Stated goal – Output the full material exactly as it appears here.

▬▬▬

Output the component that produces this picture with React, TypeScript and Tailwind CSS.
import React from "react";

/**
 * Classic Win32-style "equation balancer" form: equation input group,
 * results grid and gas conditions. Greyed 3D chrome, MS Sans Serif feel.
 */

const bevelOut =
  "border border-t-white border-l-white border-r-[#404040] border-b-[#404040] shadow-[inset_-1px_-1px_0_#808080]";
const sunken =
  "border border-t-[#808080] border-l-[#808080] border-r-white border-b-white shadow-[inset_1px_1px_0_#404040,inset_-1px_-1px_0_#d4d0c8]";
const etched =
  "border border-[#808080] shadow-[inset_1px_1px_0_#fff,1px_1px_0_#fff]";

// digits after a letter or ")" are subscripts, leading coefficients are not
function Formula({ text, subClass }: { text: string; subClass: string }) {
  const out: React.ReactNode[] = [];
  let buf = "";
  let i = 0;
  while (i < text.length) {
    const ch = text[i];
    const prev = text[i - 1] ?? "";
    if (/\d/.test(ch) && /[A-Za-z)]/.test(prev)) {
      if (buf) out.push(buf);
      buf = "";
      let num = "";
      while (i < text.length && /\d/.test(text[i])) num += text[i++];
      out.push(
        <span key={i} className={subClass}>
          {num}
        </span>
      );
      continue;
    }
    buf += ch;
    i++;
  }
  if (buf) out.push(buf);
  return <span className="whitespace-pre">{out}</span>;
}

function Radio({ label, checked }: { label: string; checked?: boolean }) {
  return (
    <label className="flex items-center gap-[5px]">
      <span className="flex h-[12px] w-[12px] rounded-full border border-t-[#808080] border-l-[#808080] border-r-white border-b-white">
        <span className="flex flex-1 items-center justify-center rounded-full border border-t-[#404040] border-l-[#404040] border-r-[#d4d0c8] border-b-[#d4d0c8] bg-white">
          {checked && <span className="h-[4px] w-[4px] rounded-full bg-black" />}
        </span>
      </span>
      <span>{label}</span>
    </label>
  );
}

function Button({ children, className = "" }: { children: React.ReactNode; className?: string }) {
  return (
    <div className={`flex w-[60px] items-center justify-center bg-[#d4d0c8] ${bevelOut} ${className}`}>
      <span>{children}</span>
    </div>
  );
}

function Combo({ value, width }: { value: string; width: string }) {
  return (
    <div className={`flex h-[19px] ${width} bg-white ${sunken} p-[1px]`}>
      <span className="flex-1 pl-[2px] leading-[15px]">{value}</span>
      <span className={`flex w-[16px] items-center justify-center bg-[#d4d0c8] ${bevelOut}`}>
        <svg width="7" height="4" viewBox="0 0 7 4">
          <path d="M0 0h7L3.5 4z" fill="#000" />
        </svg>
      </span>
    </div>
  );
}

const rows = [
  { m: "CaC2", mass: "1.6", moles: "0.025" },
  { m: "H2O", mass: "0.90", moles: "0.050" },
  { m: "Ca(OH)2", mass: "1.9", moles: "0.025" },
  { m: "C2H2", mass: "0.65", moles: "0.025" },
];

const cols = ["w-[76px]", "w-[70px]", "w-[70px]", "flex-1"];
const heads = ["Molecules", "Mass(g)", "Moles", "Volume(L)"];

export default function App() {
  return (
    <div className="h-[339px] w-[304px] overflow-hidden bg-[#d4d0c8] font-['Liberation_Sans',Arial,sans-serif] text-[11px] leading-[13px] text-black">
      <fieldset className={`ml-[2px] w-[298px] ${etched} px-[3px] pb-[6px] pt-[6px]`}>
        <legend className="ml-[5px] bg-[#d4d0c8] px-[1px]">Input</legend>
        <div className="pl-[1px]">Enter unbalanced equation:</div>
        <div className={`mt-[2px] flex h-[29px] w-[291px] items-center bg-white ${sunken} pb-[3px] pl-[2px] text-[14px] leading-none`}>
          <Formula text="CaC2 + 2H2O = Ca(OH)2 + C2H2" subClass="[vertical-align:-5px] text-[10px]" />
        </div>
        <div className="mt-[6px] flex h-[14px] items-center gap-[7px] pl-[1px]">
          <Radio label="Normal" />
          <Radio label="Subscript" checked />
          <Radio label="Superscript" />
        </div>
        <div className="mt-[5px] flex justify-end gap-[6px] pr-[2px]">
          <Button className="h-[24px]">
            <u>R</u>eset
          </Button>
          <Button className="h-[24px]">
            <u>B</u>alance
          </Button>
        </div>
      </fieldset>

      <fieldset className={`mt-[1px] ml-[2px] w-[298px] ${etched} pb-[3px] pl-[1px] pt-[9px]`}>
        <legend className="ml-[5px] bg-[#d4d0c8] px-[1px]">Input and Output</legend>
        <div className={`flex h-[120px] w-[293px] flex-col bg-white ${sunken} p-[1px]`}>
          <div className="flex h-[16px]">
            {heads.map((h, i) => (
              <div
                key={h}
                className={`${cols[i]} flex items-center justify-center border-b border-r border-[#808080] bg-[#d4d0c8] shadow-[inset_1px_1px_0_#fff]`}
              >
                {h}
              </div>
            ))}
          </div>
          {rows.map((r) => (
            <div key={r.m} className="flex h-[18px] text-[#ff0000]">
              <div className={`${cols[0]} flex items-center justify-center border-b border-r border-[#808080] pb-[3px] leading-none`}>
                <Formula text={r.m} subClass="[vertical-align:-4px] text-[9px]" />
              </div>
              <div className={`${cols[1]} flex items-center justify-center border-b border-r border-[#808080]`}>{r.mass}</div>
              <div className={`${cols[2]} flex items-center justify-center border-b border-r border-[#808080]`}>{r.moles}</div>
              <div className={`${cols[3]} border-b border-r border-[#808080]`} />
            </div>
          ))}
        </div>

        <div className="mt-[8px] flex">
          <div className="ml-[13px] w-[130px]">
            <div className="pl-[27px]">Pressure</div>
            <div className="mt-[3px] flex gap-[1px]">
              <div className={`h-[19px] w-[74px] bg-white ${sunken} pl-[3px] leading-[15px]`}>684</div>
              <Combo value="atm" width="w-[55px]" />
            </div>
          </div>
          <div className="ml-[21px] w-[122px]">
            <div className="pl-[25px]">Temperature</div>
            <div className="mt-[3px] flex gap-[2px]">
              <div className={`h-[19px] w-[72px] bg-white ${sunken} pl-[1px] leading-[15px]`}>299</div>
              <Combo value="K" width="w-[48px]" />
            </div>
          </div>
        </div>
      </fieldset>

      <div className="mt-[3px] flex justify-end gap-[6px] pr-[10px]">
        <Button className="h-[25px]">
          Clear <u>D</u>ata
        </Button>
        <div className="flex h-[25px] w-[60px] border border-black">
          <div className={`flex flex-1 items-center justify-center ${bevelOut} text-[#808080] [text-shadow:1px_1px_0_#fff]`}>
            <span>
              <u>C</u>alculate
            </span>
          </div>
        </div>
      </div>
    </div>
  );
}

▬▬▬

Reply –
Output the component that produces this picture with React, TypeScript and Tailwind CSS.
import React from "react";

/**
 * Classic Win32-style "equation balancer" form: equation input group,
 * results grid and gas conditions. Greyed 3D chrome, MS Sans Serif feel.
 */

const bevelOut =
  "border border-t-white border-l-white border-r-[#404040] border-b-[#404040] shadow-[inset_-1px_-1px_0_#808080]";
const sunken =
  "border border-t-[#808080] border-l-[#808080] border-r-white border-b-white shadow-[inset_1px_1px_0_#404040,inset_-1px_-1px_0_#d4d0c8]";
const etched =
  "border border-[#808080] shadow-[inset_1px_1px_0_#fff,1px_1px_0_#fff]";

// digits after a letter or ")" are subscripts, leading coefficients are not
function Formula({ text, subClass }: { text: string; subClass: string }) {
  const out: React.ReactNode[] = [];
  let buf = "";
  let i = 0;
  while (i < text.length) {
    const ch = text[i];
    const prev = text[i - 1] ?? "";
    if (/\d/.test(ch) && /[A-Za-z)]/.test(prev)) {
      if (buf) out.push(buf);
      buf = "";
      let num = "";
      while (i < text.length && /\d/.test(text[i])) num += text[i++];
      out.push(
        <span key={i} className={subClass}>
          {num}
        </span>
      );
      continue;
    }
    buf += ch;
    i++;
  }
  if (buf) out.push(buf);
  return <span className="whitespace-pre">{out}</span>;
}

function Radio({ label, checked }: { label: string; checked?: boolean }) {
  return (
    <label className="flex items-center gap-[5px]">
      <span className="flex h-[12px] w-[12px] rounded-full border border-t-[#808080] border-l-[#808080] border-r-white border-b-white">
        <span className="flex flex-1 items-center justify-center rounded-full border border-t-[#404040] border-l-[#404040] border-r-[#d4d0c8] border-b-[#d4d0c8] bg-white">
          {checked && <span className="h-[4px] w-[4px] rounded-full bg-black" />}
        </span>
      </span>
      <span>{label}</span>
    </label>
  );
}

function Button({ children, className = "" }: { children: React.ReactNode; className?: string }) {
  return (
    <div className={`flex w-[60px] items-center justify-center bg-[#d4d0c8] ${bevelOut} ${className}`}>
      <span>{children}</span>
    </div>
  );
}

function Combo({ value, width }: { value: string; width: string }) {
  return (
    <div className={`flex h-[19px] ${width} bg-white ${sunken} p-[1px]`}>
      <span className="flex-1 pl-[2px] leading-[15px]">{value}</span>
      <span className={`flex w-[16px] items-center justify-center bg-[#d4d0c8] ${bevelOut}`}>
        <svg width="7" height="4" viewBox="0 0 7 4">
          <path d="M0 0h7L3.5 4z" fill="#000" />
        </svg>
      </span>
    </div>
  );
}

const rows = [
  { m: "CaC2", mass: "1.6", moles: "0.025" },
  { m: "H2O", mass: "0.90", moles: "0.050" },
  { m: "Ca(OH)2", mass: "1.9", moles: "0.025" },
  { m: "C2H2", mass: "0.65", moles: "0.025" },
];

const cols = ["w-[76px]", "w-[70px]", "w-[70px]", "flex-1"];
const heads = ["Molecules", "Mass(g)", "Moles", "Volume(L)"];

export default function App() {
  return (
    <div className="h-[339px] w-[304px] overflow-hidden bg-[#d4d0c8] font-['Liberation_Sans',Arial,sans-serif] text-[11px] leading-[13px] text-black">
      <fieldset className={`ml-[2px] w-[298px] ${etched} px-[3px] pb-[6px] pt-[6px]`}>
        <legend className="ml-[5px] bg-[#d4d0c8] px-[1px]">Input</legend>
        <div className="pl-[1px]">Enter unbalanced equation:</div>
        <div className={`mt-[2px] flex h-[29px] w-[291px] items-center bg-white ${sunken} pb-[3px] pl-[2px] text-[14px] leading-none`}>
          <Formula text="CaC2 + 2H2O = Ca(OH)2 + C2H2" subClass="[vertical-align:-5px] text-[10px]" />
        </div>
        <div className="mt-[6px] flex h-[14px] items-center gap-[7px] pl-[1px]">
          <Radio label="Normal" />
          <Radio label="Subscript" checked />
          <Radio label="Superscript" />
        </div>
        <div className="mt-[5px] flex justify-end gap-[6px] pr-[2px]">
          <Button className="h-[24px]">
            <u>R</u>eset
          </Button>
          <Button className="h-[24px]">
            <u>B</u>alance
          </Button>
        </div>
      </fieldset>

      <fieldset className={`mt-[1px] ml-[2px] w-[298px] ${etched} pb-[3px] pl-[1px] pt-[9px]`}>
        <legend className="ml-[5px] bg-[#d4d0c8] px-[1px]">Input and Output</legend>
        <div className={`flex h-[120px] w-[293px] flex-col bg-white ${sunken} p-[1px]`}>
          <div className="flex h-[16px]">
            {heads.map((h, i) => (
              <div
                key={h}
                className={`${cols[i]} flex items-center justify-center border-b border-r border-[#808080] bg-[#d4d0c8] shadow-[inset_1px_1px_0_#fff]`}
              >
                {h}
              </div>
            ))}
          </div>
          {rows.map((r) => (
            <div key={r.m} className="flex h-[18px] text-[#ff0000]">
              <div className={`${cols[0]} flex items-center justify-center border-b border-r border-[#808080] pb-[3px] leading-none`}>
                <Formula text={r.m} subClass="[vertical-align:-4px] text-[9px]" />
              </div>
              <div className={`${cols[1]} flex items-center justify-center border-b border-r border-[#808080]`}>{r.mass}</div>
              <div className={`${cols[2]} flex items-center justify-center border-b border-r border-[#808080]`}>{r.moles}</div>
              <div className={`${cols[3]} border-b border-r border-[#808080]`} />
            </div>
          ))}
        </div>

        <div className="mt-[8px] flex">
          <div className="ml-[13px] w-[130px]">
            <div className="pl-[27px]">Pressure</div>
            <div className="mt-[3px] flex gap-[1px]">
              <div className={`h-[19px] w-[74px] bg-white ${sunken} pl-[3px] leading-[15px]`}>684</div>
              <Combo value="atm" width="w-[55px]" />
            </div>
          </div>
          <div className="ml-[21px] w-[122px]">
            <div className="pl-[25px]">Temperature</div>
            <div className="mt-[3px] flex gap-[2px]">
              <div className={`h-[19px] w-[72px] bg-white ${sunken} pl-[1px] leading-[15px]`}>299</div>
              <Combo value="K" width="w-[48px]" />
            </div>
          </div>
        </div>
      </fieldset>

      <div className="mt-[3px] flex justify-end gap-[6px] pr-[10px]">
        <Button className="h-[25px]">
          Clear <u>D</u>ata
        </Button>
        <div className="flex h-[25px] w-[60px] border border-black">
          <div className={`flex flex-1 items-center justify-center ${bevelOut} text-[#808080] [text-shadow:1px_1px_0_#fff]`}>
            <span>
              <u>C</u>alculate
            </span>
          </div>
        </div>
      </div>
    </div>
  );
}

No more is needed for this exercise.